> _Exercise objective_: All of the material should be reproduced exactly, with pictures left out.
· · · ·
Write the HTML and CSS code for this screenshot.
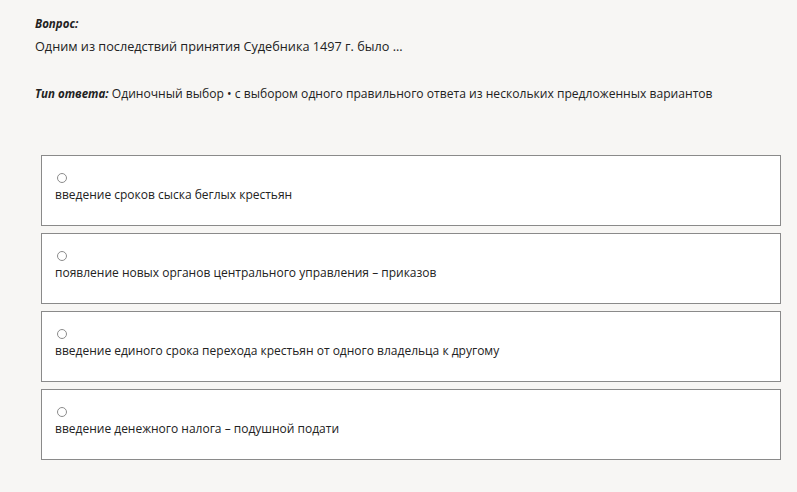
FILE: index.html
```html
<!DOCTYPE html>
<html lang="ru">
<head>
    <meta charset="UTF-8">
    <meta name="viewport" content="width=device-width, initial-scale=1.0">
    <title>Вопрос</title>
    <link rel="stylesheet" href="styles.css">
</head>
<body>
    <div class="question">
        <div class="label">Вопрос:</div>
        <div class="question-text">Одним из последствий принятия Судебника 1497 г. было ...</div>
    </div>

    <div class="answer-type">
        <span class="label">Тип ответа:</span> Одиночный выбор • с выбором одного правильного ответа из нескольких предложенных вариантов
    </div>

    <div class="options">
        <label class="option">
            <input type="radio" name="answer">
            <span class="option-text">введение сроков сыска беглых крестьян</span>
        </label>
        <label class="option">
            <input type="radio" name="answer">
            <span class="option-text">появление новых органов центрального управления – приказов</span>
        </label>
        <label class="option">
            <input type="radio" name="answer">
            <span class="option-text">введение единого срока перехода крестьян от одного владельца к другому</span>
        </label>
        <label class="option">
            <input type="radio" name="answer">
            <span class="option-text">введение денежного налога – подушной подати</span>
        </label>
    </div>
</body>
</html>
```

FILE: styles.css
```css
* {
    margin: 0;
    padding: 0;
    box-sizing: border-box;
}

body {
    background-color: #f7f6f4;
    color: #222;
    font-family: 'Open Sans', 'Noto Sans', sans-serif;
    font-size: 12px;
    line-height: 18px;
    padding: 15px 16px 0 35px;
}

.label {
    font-weight: 700;
    font-style: italic;
    font-size: 11.5px;
}

.question-text {
    margin-top: 4px;
    font-size: 12.7px;
}

.answer-type {
    margin-top: 30px;
    font-size: 12.1px;
}

.options {
    margin-top: 52px;
    margin-left: 6px;
    display: flex;
    flex-direction: column;
    gap: 7px;
}

.option {
    display: flex;
    flex-direction: column;
    align-items: flex-start;
    height: 71px;
    padding: 17px 13px 0;
    background-color: #fff;
    border: 1px solid #8a8a8a;
    cursor: pointer;
}

.option input {
    appearance: none;
    -webkit-appearance: none;
    width: 10px;
    height: 10px;
    margin-left: 2px;
    border: 1px solid #8c8c8c;
    border-radius: 50%;
    background-color: #fff;
}

.option input:checked {
    background-color: #1a73e8;
    box-shadow: inset 0 0 0 2px #fff;
}

.option-text {
    margin-top: 3px;
}
```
· · · ·
> _Solution_:
Write the HTML and CSS code for this screenshot.
FILE: index.html
```html
<!DOCTYPE html>
<html lang="ru">
<head>
    <meta charset="UTF-8">
    <meta name="viewport" content="width=device-width, initial-scale=1.0">
    <title>Вопрос</title>
    <link rel="stylesheet" href="styles.css">
</head>
<body>
    <div class="question">
        <div class="label">Вопрос:</div>
        <div class="question-text">Одним из последствий принятия Судебника 1497 г. было ...</div>
    </div>

    <div class="answer-type">
        <span class="label">Тип ответа:</span> Одиночный выбор • с выбором одного правильного ответа из нескольких предложенных вариантов
    </div>

    <div class="options">
        <label class="option">
            <input type="radio" name="answer">
            <span class="option-text">введение сроков сыска беглых крестьян</span>
        </label>
        <label class="option">
            <input type="radio" name="answer">
            <span class="option-text">появление новых органов центрального управления – приказов</span>
        </label>
        <label class="option">
            <input type="radio" name="answer">
            <span class="option-text">введение единого срока перехода крестьян от одного владельца к другому</span>
        </label>
        <label class="option">
            <input type="radio" name="answer">
            <span class="option-text">введение денежного налога – подушной подати</span>
        </label>
    </div>
</body>
</html>
```

FILE: styles.css
```css
* {
    margin: 0;
    padding: 0;
    box-sizing: border-box;
}

body {
    background-color: #f7f6f4;
    color: #222;
    font-family: 'Open Sans', 'Noto Sans', sans-serif;
    font-size: 12px;
    line-height: 18px;
    padding: 15px 16px 0 35px;
}

.label {
    font-weight: 700;
    font-style: italic;
    font-size: 11.5px;
}

.question-text {
    margin-top: 4px;
    font-size: 12.7px;
}

.answer-type {
    margin-top: 30px;
    font-size: 12.1px;
}

.options {
    margin-top: 52px;
    margin-left: 6px;
    display: flex;
    flex-direction: column;
    gap: 7px;
}

.option {
    display: flex;
    flex-direction: column;
    align-items: flex-start;
    height: 71px;
    padding: 17px 13px 0;
    background-color: #fff;
    border: 1px solid #8a8a8a;
    cursor: pointer;
}

.option input {
    appearance: none;
    -webkit-appearance: none;
    width: 10px;
    height: 10px;
    margin-left: 2px;
    border: 1px solid #8c8c8c;
    border-radius: 50%;
    background-color: #fff;
}

.option input:checked {
    background-color: #1a73e8;
    box-shadow: inset 0 0 0 2px #fff;
}

.option-text {
    margin-top: 3px;
}
```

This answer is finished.